Looks like those World War Hulks minis will be take their place in July
 
I think the reason Brubaker is using Nova in SA is because he HAS been paying attention to how cool the character has become. So has Marvel too really. Nova is hardly a top seller but Marvel is recognizing how popular he's become with the fans recently and he's being thrust into their top franchise because of it. That's why I think we can let it slide that he'll be in two far away places at once.

I remember back when Nova was on New Warriors and everyone (Erik Larsen in particular) would always scream at how cool Nova is, but a solo book or mini would never get off the ground.

To be fair, NOVA as well as GUARDIANS OF THE GALAXY and the other space mini's over the years, through up's and down's, have maintained a steady audience of 18,000 - 20,000 readers that buys up all the space books. Roughly, the space line is the RUNAWAYS of the last three years; it doesn't always sell so hot, but it's small audience is devoted. 60,000 + readers popped up for WAR OF KINGS, so Marvel does know this audience has potential.

When Erik Larson was doing NOVA, it was the end of the 90's and few 3rd tier characters sold well or for long back then. That, and his series wasn't that hot. ANNIHILATION and everything after 2006 really has done a lot for Nova, and Abnett & Lanning have been there ever since his 4 issue mini from 2006. They took over after Keith Giffen left for DC exclusive work and have gotten better every year.

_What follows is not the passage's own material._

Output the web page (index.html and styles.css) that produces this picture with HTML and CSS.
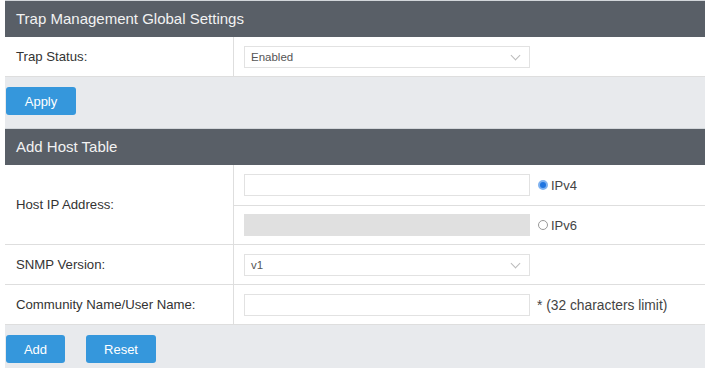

So, you do have a point that Brubaker & Marvel likely think Nova has enough buzz to justify an Avengers placement, or at least as much buzz as Moon Knight or Beast - both of whom, by sheer "coincidence", are also in books that either sell in the 19k range (Moon Knight) or just got canceled (Beast in SWORD).

I don't expect it to tie in well with THANOS IMPERATIVE at all, but I suppose if you just care about character exposure vs. if everything ties together as a cohesive whole, it's super. It does say a lot about how far Nova has come when some claim, "serving on the Avengers is a bit beneath him" and they actually have a point.